What is most frightening about these events, though, is that they do not stand in isolation. Year after year, students seem to show that their memories are short when it comes to the dangers of overconsumption of alcohol and the consequences, health-related and otherwise, that follow suit. Just last year, Miami junior Tim Fresch lost his life, a tragedy that, as evidenced by the actions over this past weekend and month, seems to have gone ignored. On an aggregate level, a 2015 report by Miami's Alcohol Task Force revealed that 42 percent of first-years reported a blackout due to excessive alcohol consumption during their first year at Miami.
The evidence makes it plain and simple: binge drinking and extreme partying are interwoven in the fabric of Miami's social culture. This is a campus that loves its bars, bashes and booze, and despite all efforts by the university to persuade students not to take part in high risk drinking activities (orientation discussions, online classes, steep academic penalties) this relationship still persists.
At a certain point, the community must understand that more words do not translate into more understanding amongst the student population. Miami is a close community, and it shows that there is a disconnect between tragedy and rationality when two deaths in the past year do not yield more conscientious decision-making amongst students. At a certain point, it falls upon the individual to make better choices for him or herself. There is no class that can be offered, no policy that can be implemented and no article that can be written that will magically change the minds of a meaningful number of students. However, it is possible to facilitate change by calling upon rational and concerned individuals to question the culture of blackout drinking.
This is not a blanket condemnation of all consumption of alcohol and other substances. At least a moderate consumption of alcohol is a nearly inevitable experience for young adults. Nor is this an attack on Greek life, or any other group on campus. To make the case, though, for less extreme alcohol consumption, it is absolutely necessary that members of these communities step up and speak out against the behaviors that they know to be harmful. Administrative influence can only go so far, and in a free society in which individuals are accountable for their own actions, sometimes the influence that students truly need can only come in the form of a friend or other loved one.
Is such a movement even possible? There are already signs to indicate that it is. Last week, Editor-in-Chief James Steinbauer published an editorial on the subject in which he recounted the experience of overhearing students at Kofenya talking about drinking an entire bottle of whiskey. After his piece came out, two of the students came forward and wrote to Steinbauer, applauding him for his recognition of the situation and saying they do not support the culture of binge drinking.

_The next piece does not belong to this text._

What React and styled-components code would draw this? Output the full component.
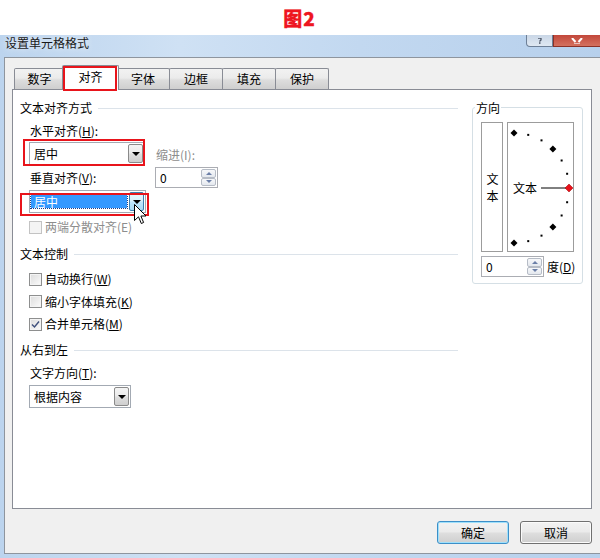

Additionally, the vast majority of the emergency calls over the weekend were made for the sake of 18 or 19 year-olds. While this fact is alarming, if this weekend is an indicator of students' drinking behavior, it shows that the students who understand Miami the least, underclassmen, are the ones that are engaging in the most high-risk drinking. It is therefore encouraging to think that as students grow throughout college, they see through the romanticization of blackout drinking to the truth of its harm. If older individuals can serve as examples and guides for younger students, perhaps that lack of understanding amongst underclassmen can be mitigated.
In any case, the only way for a cultural shift or understanding to occur is if individuals decide to make a change of their own free will and out of their own respect for safety and responsibility. It is a hard situation for younger students, older students and even parents and other adults in the community to face, but then again, the truth often is.